• _Instructions for the task_: From the very first line of the data to the line containing "import React from 'react'", retype everything exactly, leaving the pictures behind.

• _Raw data_:
□ □ □

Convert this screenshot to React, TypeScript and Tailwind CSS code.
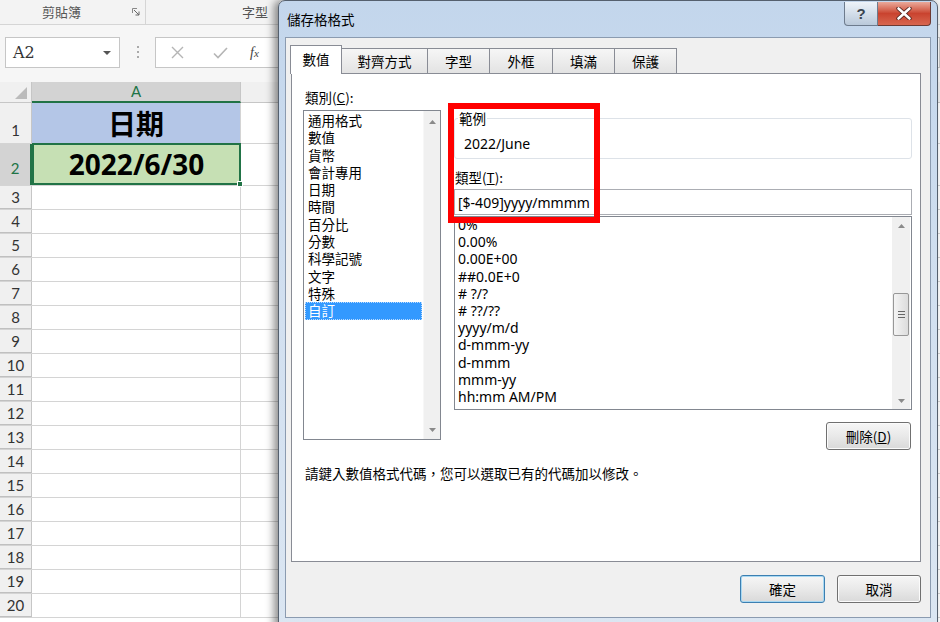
import React from 'react'

const categories = ['通用格式', '數值', '貨幣', '會計專用', '日期', '時間', '百分比', '分數', '科學記號', '文字', '特殊', '自訂']
const formats = ['0%', '0.00%', '0.00E+00', '##0.0E+0', '# ?/?', '# ??/??', 'yyyy/m/d', 'd-mmm-yy', 'd-mmm', 'mmm-yy', 'hh:mm AM/PM']
const tabs = [
  { label: '數值', w: 'w-[52px]', active: true },
  { label: '對齊方式', w: 'w-[87px]' },
  { label: '字型', w: 'w-[63px]' },
  { label: '外框', w: 'w-[64px]' },
  { label: '填滿', w: 'w-[63px]' },
  { label: '保護', w: 'w-[63px]' },
]
const restRows = Array.from({ length: 18 }, (_, i) => i + 3)

function Tri({ down = false }: { down?: boolean }) {
  return (
    <svg width="7" height="4" viewBox="0 0 7 4">
      <path d={down ? 'M0 0H7L3.5 4Z' : 'M0 4H7L3.5 0Z'} fill="#8a8a8a" />
    </svg>
  )
}

function Sheet() {
  return (
    <div className="w-[940px] h-[622px] bg-white flex flex-col font-['Lato','Noto_Sans',sans-serif]">
      {/* ribbon group labels */}
      <div className="h-[25px] shrink-0 bg-[#f3f3f3] border-b border-[#d5d5d5] flex items-center text-[13px] text-[#555] font-['Noto_Sans_CJK_TC',sans-serif]">
        <span className="ml-[42px]">剪貼簿</span>
        <svg className="ml-[51px]" width="8" height="8" viewBox="0 0 8 8">
          <path d="M0.5 0.5H5M0.5 0.5V5" stroke="#888" fill="none" />
          <path d="M2 2L7 7M7 3.5V7H3.5" stroke="#666" fill="none" />
        </svg>
        <div className="ml-[5px] w-px h-full bg-[#d5d5d5]" />
        <span className="ml-[96px]">字型</span>
      </div>

      {/* name box + formula bar */}
      <div className="h-[57px] shrink-0 bg-[#f6f6f6] flex items-start pt-[12px]">
        <div className="ml-[5px] w-[115px] h-[31px] bg-white border border-[#c6c6c6] flex items-center justify-between pl-[7px] pr-[8px]">
          <span className="text-[16px] text-[#333] font-['DejaVu_Serif',serif] font-light">A2</span>
          <svg width="8" height="4" viewBox="0 0 8 4"><path d="M0 0H8L4 4Z" fill="#555" /></svg>
        </div>
        <div className="ml-[17px] mt-[9px] flex flex-col gap-[3px]">
          <div className="w-[2px] h-[2px] bg-[#aaa]" />
          <div className="w-[2px] h-[2px] bg-[#aaa]" />
          <div className="w-[2px] h-[2px] bg-[#aaa]" />
        </div>
        <div className="ml-[16px] flex-1 h-[31px] bg-white border border-[#c6c6c6] flex items-center">
          <svg className="ml-[15px]" width="13" height="13" viewBox="0 0 13 13">
            <path d="M1 1L12 12M12 1L1 12" stroke="#b5b5b5" strokeWidth="1.4" />
          </svg>
          <svg className="ml-[29px]" width="15" height="12" viewBox="0 0 15 12">
            <path d="M1 6.5L5 10.5L14 1" stroke="#b5b5b5" strokeWidth="1.6" fill="none" />
          </svg>
          <span className="ml-[22px] text-[14px] italic text-[#444] font-['Liberation_Serif',serif]">f<span className="text-[11px]">x</span></span>
        </div>
      </div>

      {/* column header */}
      <div className="h-[21px] shrink-0 flex">
        <div className="w-[32px] bg-[#f0f0f0] border-r border-b border-[#c6c6c6] flex items-end justify-end pr-[4px] pb-[3px]">
          <svg width="12" height="12" viewBox="0 0 12 12"><path d="M12 0V12H0Z" fill="#bbbbbb" /></svg>
        </div>
        <div className="w-[209px] bg-[#d3d3d3] border-r border-[#c6c6c6] border-b-2 border-b-[#217346] flex items-center justify-center text-[15px] text-[#217346]">
          A
        </div>
        <div className="flex-1 bg-[#f0f0f0] border-b border-[#c6c6c6]" />
      </div>

      {/* row 1 */}
      <div className="h-[41px] shrink-0 flex border-b border-[#d4d4d4]">
        <div className="w-[32px] bg-[#f0f0f0] border-r border-[#c6c6c6] flex items-end justify-center pb-[2px] text-[15px] text-[#333]">1</div>
        <div className="w-[209px] bg-[#b4c6e7] border-r border-[#d4d4d4] flex items-center justify-center text-[28px] font-bold text-black font-['Noto_Sans_CJK_TC',sans-serif]">
          日期
        </div>
        <div className="flex-1" />
      </div>

      {/* row 2 (selected) */}
      <div className="h-[42px] shrink-0 flex border-b border-[#d4d4d4]">
        <div className="w-[32px] bg-[#d3d3d3] border-r-2 border-[#217346] flex items-end justify-center pb-[6px] text-[15px] text-[#217346]">2</div>
        <div className="w-[209px] relative bg-[#c6e0b4] border-2 border-[#217346] -mt-px flex items-center justify-center text-[28px] font-bold text-black font-['Noto_Sans',sans-serif]">
          2022/6/30
          <div className="absolute -right-[4px] -bottom-[4px] w-[6px] h-[6px] bg-[#217346] border border-white" />
        </div>
        <div className="flex-1" />
      </div>

      {restRows.map((r) => (
        <div key={r} className="h-[24px] shrink-0 flex border-b border-[#d4d4d4]">
          <div className="w-[32px] bg-[#f0f0f0] border-r border-[#c6c6c6] border-b border-b-[#c0c0c0] flex items-center justify-center text-[15px] text-[#333]">
            {r}
          </div>
          <div className="w-[209px] border-r border-[#d4d4d4]" />
          <div className="flex-1" />
        </div>
      ))}
    </div>
  )
}

function WinButton({ children, focused = false, w }: { children: React.ReactNode; focused?: boolean; w: string }) {
  return (
    <div
      className={`${w} h-[28px] rounded-[3px] border flex items-center justify-center text-[13.5px] text-black bg-gradient-to-b from-[#f6f6f6] via-[#e9e9e9] to-[#d9d9d9] ${
        focused ? 'border-[#3c7fb1] shadow-[inset_0_0_0_1px_#a8d8f2]' : 'border-[#707070] shadow-[inset_0_0_0_1px_#fbfbfb]'
      }`}
    >
      {children}
    </div>
  )
}

function Dialog() {
  return (
    <div className="absolute left-[278px] top-0 w-[660px] h-[630px] rounded-t-[7px] border border-[#55606e] bg-gradient-to-b from-[#c3d6ec] via-[#d2e0f0] to-[#dbe6f2] shadow-[-4px_0_9px_rgba(0,0,0,0.45)] font-['Noto_Sans_CJK_TC','Noto_Sans',sans-serif]">
      {/* title bar */}
      <div className="h-[36px] flex items-start">
        <span className="ml-[8px] mt-[9px] text-[13.5px] leading-[18px] text-black">儲存格格式</span>
        <div className="ml-auto mr-[6px] mt-[1px] flex">
          <div className="w-[34px] h-[24px] rounded-bl-[4px] border border-[#6d7b8d] border-t-0 bg-gradient-to-b from-[#eef3f9] via-[#d3deea] to-[#bac9da] flex items-center justify-center">
            <span className="text-[15px] font-bold leading-none text-[#3a4450] font-['Liberation_Sans',sans-serif]">?</span>
          </div>
          <div className="w-[53px] h-[24px] rounded-br-[4px] border border-[#6d3a33] border-t-0 border-l-0 bg-gradient-to-b from-[#e9a99b] via-[#c9432f] to-[#d8664f] flex items-center justify-center">
            <svg width="16" height="13" viewBox="0 0 16 13">
              <path d="M2.5 1.5L13.5 11.5M13.5 1.5L2.5 11.5" stroke="#4a1f1a" strokeWidth="4.2" strokeLinecap="round" />
              <path d="M2.5 1.5L13.5 11.5M13.5 1.5L2.5 11.5" stroke="#ffffff" strokeWidth="2.6" strokeLinecap="round" />
            </svg>
          </div>
        </div>
      </div>

      {/* client area */}
      <div className="ml-[6px] w-[646px] h-[581px] border border-[#8b9bb0] bg-[#f0f0f0] flex flex-col">
        {/* tabs */}
        <div className="mt-[7px] h-[28px] pl-[4px] flex items-end relative z-10">
          {tabs.map((t, i) => (
            <div
              key={t.label}
              className={`${t.w} ${i > 0 ? '-ml-px' : ''} border border-[#898c95] border-b-0 flex items-center justify-center text-[13.5px] text-black ${
                t.active ? 'h-[29px] -mb-px bg-white pb-[2px]' : 'h-[25px] bg-gradient-to-b from-[#f6f6f6] to-[#e3e3e3]'
              }`}
            >
              {t.label}
            </div>
          ))}
        </div>

        {/* panel */}
        <div className="ml-[5px] w-[630px] h-[489px] border border-[#898c95] bg-white relative pt-[16px] pl-[11px]">
          <div className="flex gap-[13px]">
            {/* category column */}
            <div className="w-[138px] flex flex-col">
              <div className="h-[20px] leading-[14px] ml-[2px] text-[13.5px] text-black">
                類別(<u>C</u>):
              </div>
              <div className="h-[330px] border border-[#828790] bg-white flex">
                <div className="flex-1 pt-[1px] pl-[1px] pr-[1px]">
                  {categories.map((c) => (
                    <div
                      key={c}
                      className={`h-[17.3px] leading-[17.3px] pl-[3px] text-[13.5px] ${
                        c === '自訂'
                          ? 'bg-[#3399ff] text-white outline outline-1 outline-dotted outline-[#bcdcff] -outline-offset-1'
                          : 'text-black'
                      }`}
                    >
                      {c}
                    </div>
                  ))}
                </div>
                <div className="w-[17px] bg-[#f0f0f0] border-l border-[#f7f7f7] flex flex-col justify-between items-center pt-[9px] pb-[7px]">
                  <Tri />
                  <Tri down />
                </div>
              </div>
            </div>

            {/* type column */}
            <div className="w-[458px] flex flex-col">
              <div className="mt-[28px] h-[41px] relative border border-[#dde2e8] rounded-[3px] pl-[9px] pt-[16px] text-[14px] leading-[18px] text-black font-['Noto_Sans',sans-serif]">
                <span className="absolute -top-[9px] left-[3px] bg-white px-[1px] text-[13.5px] leading-[16px] font-['Noto_Sans_CJK_TC',sans-serif]">
                  範例
                </span>
                2022/June
              </div>
              <div className="h-[30px] pt-[10px] ml-[1px] text-[13.5px] leading-[16px] text-black">
                類型(<u>T</u>):
              </div>
              <div className="h-[26px] border border-[#abadb3] bg-white flex items-center pl-[3px] text-[14px] text-black font-['Noto_Sans',sans-serif]">
                [$-409]yyyy/mmmm
              </div>
              <div className="mt-px h-[194px] border border-[#828790] bg-white flex overflow-hidden">
                <div className="flex-1 pl-[3px] -mt-[1px] font-['Noto_Sans',sans-serif]">
                  {formats.map((f) => (
                    <div key={f} className="h-[17.2px] leading-[17.2px] text-[14px] text-black whitespace-pre">
                      {f}
                    </div>
                  ))}
                </div>
                <div className="w-[18px] mr-px bg-[#f0f0f0] flex flex-col items-center">
                  <div className="h-[17px] flex items-center justify-center"><Tri /></div>
                  <div className="h-[59px]" />
                  <div className="w-[16px] h-[43px] rounded-[2px] border border-[#979797] bg-gradient-to-r from-[#f4f4f4] to-[#dcdcdc] flex flex-col items-center justify-center gap-[2px]">
                    <div className="w-[7px] h-px bg-[#666]" />
                    <div className="w-[7px] h-px bg-[#666]" />
                    <div className="w-[7px] h-px bg-[#666]" />
                  </div>
                  <div className="flex-1" />
                  <div className="h-[17px] flex items-center justify-center"><Tri down /></div>
                </div>
              </div>
              <div className="mt-[12px] mr-[1px] self-end">
                <WinButton w="w-[85px]">
                  刪除(<u>D</u>)
                </WinButton>
              </div>
            </div>
          </div>

          <div className="mt-[15px] ml-[2px] text-[13.5px] leading-[16px] text-black">
            請鍵入數值格式代碼，您可以選取已有的代碼加以修改。
          </div>

          {/* highlight annotation */}
          <div className="absolute left-[156px] top-[29px] w-[152px] h-[120px] border-[6px] border-[#ff0000] pointer-events-none" />
        </div>

        {/* dialog buttons */}
        <div className="mt-[13px] pr-[9px] flex justify-end gap-[12px]">
          <WinButton w="w-[85px]" focused>
            確定
          </WinButton>
          <WinButton w="w-[84px]">取消</WinButton>
        </div>
      </div>
    </div>
  )
}

export default function App() {
  return (
    <div className="relative w-[940px] h-[622px] overflow-hidden bg-white">
      <Sheet />
      <Dialog />
    </div>
  )
}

□ □ □

• _Response below_:
Convert this screenshot to React, TypeScript and Tailwind CSS code.
import React from 'react'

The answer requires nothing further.